One example is the prevalence of “spreading,” a contraction of the words “speed” and “reading.” More and more debaters read speeches as fast as 300 words per minute or, in the case of my Princeton round, 325 words per minute (I counted). Debaters hope that their excessive speed will cause their opponents to miss an argument, which could feasibly cost them the round. Strong debaters must learn to spread in order to keep up, ultimately leading to incomprehensible rounds decided by which arguments were missed rather than who made more logical points. But more often than not, spreading excludes people without training from both listening to and participating in debate rounds. It also teaches debaters to use language to deceive instead of to clarify.
But spreading isn’t the only way in which PF has deteriorated: the rise of “theory” is a similar phenomenon. Debaters who run theory arguments (also called “shells”) contend that their opponents have violated a rule or norm of debate and should therefore lose the round. One popular theory argument is disclosure theory, which I encountered during Princeton quarterfinals. It argues that debaters should post their first speech on a website called the “Wiki” before every round so that their opponents have time to review it instead of coming up with responses on the spot. None of this comes from any debate league’s rulebooks; both the “Wiki” and this norm of posting speeches before rounds were created by debaters using theory to decide normative practices for debate. And the standard for what constitutes a norm is constantly changing. Recently, some teams on the national circuit have started reading rebuttal disclosure theory, contending that their opponents should have posted their second speech (which isn’t pre-written!) on the Wiki as well. Through specialized technical knowledge, debaters can enforce preposterous norms.
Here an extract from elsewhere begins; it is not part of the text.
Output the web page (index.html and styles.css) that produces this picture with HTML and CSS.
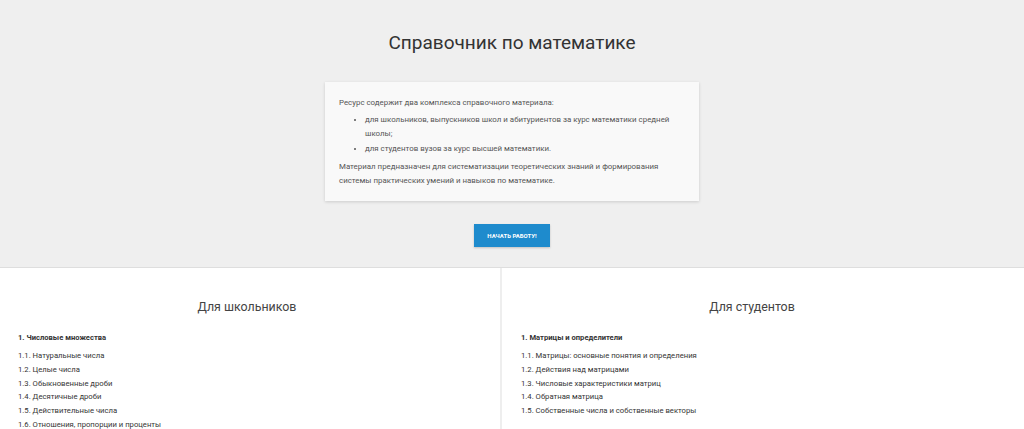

Similar to spreading, theory is inaccessible. Shells are built from an interpretation, a violation, standards, voters, and paradigm issues. If you don’t know what any of that means, I sympathize with you. During my first theory round, I didn’t either. I got so lost in the jargon that the round was over before it began. And once you learn the jargon, it doesn’t get much easier. There are so many unspoken rules that have to be followed in every theory round, such as repeating some parts of the argument word for word in every speech and responding to arguments in extremely particular ways.
So who wins theory rounds? Who knows the unspoken rules? The answer is not surprising. Debaters with the time and financial means to attend elite debate camps and hire coaches dominate these jargon-heavy debates. That means that privileged debaters have the ability to forcibly create new norms in debate, giving them a distinct advantage. In fact, 15 out of the current top 20 PF teams are from private schools. Large public schools with robust debate programs also benefit, but most debaters from smaller public schools are doomed.
Theory is just one subset of “progressive debate,” which consists of non-traditional arguments. Another type of progressive debate is a “kritik,” an argument that makes use of a lens (often philosophical or ideological) to critique some aspect of the resolution, the debate space, or the opponents’ behavior.
Just like spreading and theory, kritiks exclude people from debate. Since there are infinite possible lenses—feminism, Marxism, capitalism, settler colonialism, Afro-Pessimism, Techno-Orientalism, Baudrillard, and so on—it’s almost impossible to prepare for everything, barring extensive coaching and preparation. That’s why despite purporting to fight power structures, kritiks only exacerbate unfairness in debate. Kritiks are used by major debate schools to score easy wins against debaters without comparable resources. That’s also why kritiks are often intentionally dense, obscure, and confusing. Consider this quote from an actual kritik based on philosopher Georges Bataille’s writing:
“This will to mastery sustains itself via framework’s virtue epistemology—the desire for utility from debate. Our argument is that this submits education to the regime of encodability, destroying the possibility for knowledge to enter into the abyss. Pleasure only starts once the worm has got into the fruit, so to become delightful, the self-satisfied happiness of a static topic must be tainted with the poison of death.”
Given five minutes, you might start to understand what this means, but unfortunately, PF only allows for three minutes of preparation across an entire debate round. Picture four debaters discussing philosophy that they don’t have enough time to explain or understand, and you will see how absurd these debates are. In comparison, logical debates centered around the agreed upon topic provide applicable skills by making students literate in current events rather than esoteric philosophies.
Rather than teaching us that good communication means clarifying and explaining, PF is teaching us to muddle and to confuse. That has actual consequences: debaters tend to work in government, and clarity is crucial in a world of misinformation. I’m disappointed in PF’s current trajectory, and solving this problem would require a fundamental change in the mindset of most judges and coaches, making it unlikely to happen. Even so, there are ways to get something out of PF. At Stuyvesant, we still have fun teaching our novices to improvise and think critically. I’m genuinely grateful for everything PF has taught me, and I hope that people continue to find their own way to enjoy and learn from it.